Com isso, precisaria de R$ 60 bilhões diz o jornal, que engoliu o número sem fazer contas (pelo mínimo de 20 milhões, a 300 mensais, em 12 meses isto daria R$ 72 bilhões). Como o Bolsa Família tem um orçamento de R$ 29,5 bilhões para este ano, restaria arranjar outros R$ 30 bilhões (nas contas erradas do jornal) ou R$ 42,5 bilhões se prevalecerem o número de beneficiários e os valores mencionados no texto.

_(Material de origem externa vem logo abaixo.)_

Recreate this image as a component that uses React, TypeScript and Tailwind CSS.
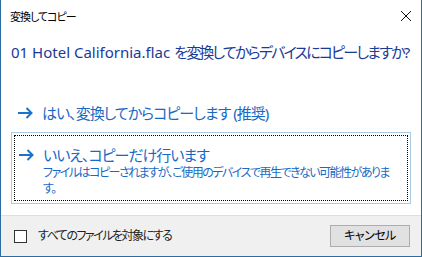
const Arrow = () => (
  <svg width="16" height="12" viewBox="0 0 16 12" className="shrink-0">
    <path d="M1 6 H14.5 M9.5 1 L14.5 6 L9.5 11" fill="none" stroke="#1a73c9" strokeWidth="2" />
  </svg>
)

const App = () => {
  const font = "font-['Noto_Sans','Noto_Sans_CJK_JP',sans-serif] [font-feature-settings:'palt']"

  return (
    <div className={`w-[422px] h-[257px] bg-white border-x border-b border-[#2b6ca3] flex flex-col ${font}`}>
      {/* title bar */}
      <div className="h-[32px] flex items-center justify-between pl-[9px] pr-[9px] shrink-0">
        <span className="text-[11px] tracking-[-1px] text-black leading-none">変換してコピー</span>
        <svg width="12" height="12" viewBox="0 0 12 12">
          <path d="M1 1 L11 11 M11 1 L1 11" stroke="#111" strokeWidth="1" />
        </svg>
      </div>

      <div className="flex-1 flex flex-col">
        <p className="mt-[10px] ml-[10px] h-[20px] leading-[20px] text-[15px] text-[#1a3a99] whitespace-nowrap">
          01 Hotel California.flac <span className="tracking-[-1.8px]">を変換してからデバイスにコピーしますか?</span>
        </p>

        <div className="mt-[33px] mx-[10px] h-[36px] border border-transparent p-[2px]">
          <div className="h-full flex items-center gap-[9px] pl-[3px]">
            <Arrow />
            <span className="text-[15px] leading-[18px] tracking-[-1px] text-[#1769c4] whitespace-nowrap">
              はい、変換してからコピーします (推奨)
            </span>
          </div>
        </div>

        <div className="mt-[1px] mx-[10px] h-[72px] border border-[#a9cbe8] p-[2px]">
          <div className="h-full border border-dotted border-black pt-[10px] pl-[3px]">
            <div className="flex items-center gap-[9px] h-[18px]">
              <Arrow />
              <span className="text-[15px] leading-[18px] tracking-[-1px] text-[#1769c4] whitespace-nowrap">
                いいえ、コピーだけ行います
              </span>
            </div>
            <p className="mt-[1px] ml-[25px] text-[12px] leading-[16px] tracking-[-1.5px] text-[#1769c4] whitespace-nowrap">
              ファイルはコピーされますが、ご使用のデバイスで再生できない可能性がありま
              <br />
              す。
            </p>
          </div>
        </div>
      </div>

      {/* footer */}
      <div className="h-[41px] shrink-0 bg-[#f0f0f0] border-t border-[#dfdfdf] flex items-center justify-between pl-[13px] pr-[11px]">
        <label className="flex items-center gap-[11px]">
          <span className="w-[13px] h-[13px] border border-[#333] bg-white" />
          <span className="text-[12px] tracking-[-1.5px] text-[#222]">すべてのファイルを対象にする</span>
        </label>
        <button className="w-[80px] h-[22px] bg-[#e1e1e1] border border-[#adadad] text-[12px] tracking-[-0.5px] text-black leading-none">
          キャンセル
        </button>
      </div>
    </div>
  )
}

export default App
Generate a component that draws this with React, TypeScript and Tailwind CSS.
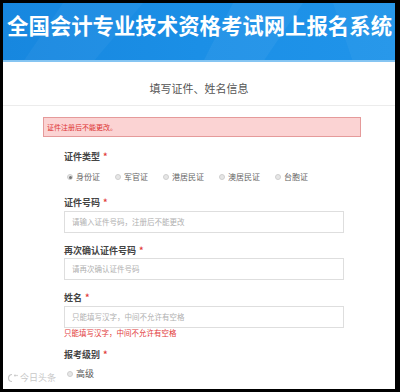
import React from "react";

const font = { fontFamily: '"Noto Sans CJK SC", "Noto Sans", sans-serif' };

function Radio({ label, checked, big }: { label: string; checked?: boolean; big?: boolean }) {
  return (
    <div className="flex items-center gap-[3px]">
      <span className="flex h-[6px] w-[6px] items-center justify-center rounded-full border border-[#cfcfcf] bg-[#e6e6e6]">
        {checked && <span className="h-[3px] w-[3px] rounded-full bg-[#777]" />}
      </span>
      <span className={big ? "text-[9px] leading-[12px] text-[#555]" : "text-[8px] leading-[12px] text-[#666]"}>{label}</span>
    </div>
  );
}

function Label({ text }: { text: string }) {
  return (
    <div className="flex h-[12px] items-center text-[9px] font-bold leading-[12px] text-[#444]">
      {text}
      <span className="ml-[3px] text-[#e23b3b]">*</span>
    </div>
  );
}

function Field({ placeholder }: { placeholder: string }) {
  return (
    <div className="flex h-[22px] w-[280px] items-center border border-[#dedede] bg-white pl-[7px] text-[7.5px] text-[#b0b0b0]">
      {placeholder}
    </div>
  );
}

export default function App() {
  return (
    <div className="h-[392px] w-[400px] bg-black pb-[3px] pl-[3px] pr-[5px] pt-[3px]" style={font}>
      <div className="relative flex h-[386px] w-[392px] flex-col overflow-hidden bg-white">
        <div className="relative h-[59px] w-full bg-gradient-to-r from-[#1787df] via-[#1b8fe6] to-[#2094ea]">
          <svg className="absolute inset-0" width="392" height="59" viewBox="0 0 392 59">
            <polygon points="60,0 140,0 90,59 20,59" fill="#ffffff" opacity="0.04" />
            <polygon points="230,0 300,0 260,59 200,59" fill="#ffffff" opacity="0.05" />
            <polygon points="330,0 392,0 392,59 350,59" fill="#ffffff" opacity="0.04" />
          </svg>
          <div className="absolute bottom-0 left-0 h-[2px] w-full bg-[#86c5f2]" />
          <div className="relative whitespace-nowrap pl-[4px] pt-[8px] text-[21.4px] font-bold leading-[28px] text-white">
            全国会计专业技术资格考试网上报名系统
          </div>
        </div>

        <div className="mt-[19px] text-center text-[11px] leading-[14px] text-[#555]">填写证件、姓名信息</div>
        <div className="mt-[10px] h-px w-full bg-[#ececec]" />

        <div className="ml-[40px] mt-[11px] flex h-[20px] w-[318px] items-center border border-[#e59a9a] bg-[#fbd3d3] pl-[3px] text-[7px] text-[#d33]">
          证件注册后不能更改。
        </div>

        <div className="ml-[61px] flex flex-col">
          <div className="mt-[14px]">
            <Label text="证件类型" />
          </div>
          <div className="mt-[8px] flex h-[12px] items-center gap-[15px] pl-[3px]">
            <Radio label="身份证" checked />
            <Radio label="军官证" />
            <Radio label="港居民证" />
            <Radio label="澳居民证" />
            <Radio label="台胞证" />
          </div>

          <div className="mt-[14px]">
            <Label text="证件号码" />
          </div>
          <div className="mt-[2px]">
            <Field placeholder="请输入证件号码，注册后不能更改" />
          </div>

          <div className="mt-[12px]">
            <Label text="再次确认证件号码" />
          </div>
          <div className="mt-[1px]">
            <Field placeholder="请再次确认证件号码" />
          </div>

          <div className="mt-[12px]">
            <Label text="姓名" />
          </div>
          <div className="mt-[2px]">
            <Field placeholder="只能填写汉字，中间不允许有空格" />
          </div>
          <div className="h-[10px] text-[7.5px] leading-[10px] text-[#e23b3b]">只能填写汉字，中间不允许有空格</div>

          <div className="mt-[11px]">
            <Label text="报考级别" />
          </div>
          <div className="mt-[7px] flex h-[12px] items-center pl-[3px]">
            <Radio label="高级" big />
          </div>
        </div>

        <div className="absolute bottom-[6px] left-[3px] flex items-center gap-[2px] text-[9px] leading-[10px] text-[#c8c8c8]">
          <svg width="12" height="10" viewBox="0 0 12 10">
            <path d="M6 1.5 A3.5 3.5 0 1 0 6 8.5" fill="none" stroke="#c8c8c8" strokeWidth="1.2" />
            <circle cx="9" cy="2.5" r="1" fill="#c8c8c8" />
            <circle cx="11" cy="2.5" r="0.8" fill="#c8c8c8" />
          </svg>
          <span>今日头条</span>
        </div>
      </div>
    </div>
  );
}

De qualquer forma, seria uma maravilha, não fosse o fato de que tudo o que se pretende distribuir aos pobres seja, literalmente, retirado dos próprios pobres.

Qual é o plano?

R$ 20 bilhões viriam do fim do abono salarial pago uma vez por ano a quem ganha menos de dois salários mínimos, que representam algo em torno de 24 milhões de pessoas de baixa renda. Como a proporção de beneficiários por família deve ficar pouco acima de 1, pode-se, com razoável certeza, afirmar que mais de 15 milhões, talvez mesmo 20 milhões delas sejam prejudicadas com a perda desta tenda, de perto de R$ 1 mil anuais.

Perto de R$ 4 bilhões, do salário educação (R$ 48 por filho menor) e do seguro defeso pago aos pescadores no período de proibição da pesca.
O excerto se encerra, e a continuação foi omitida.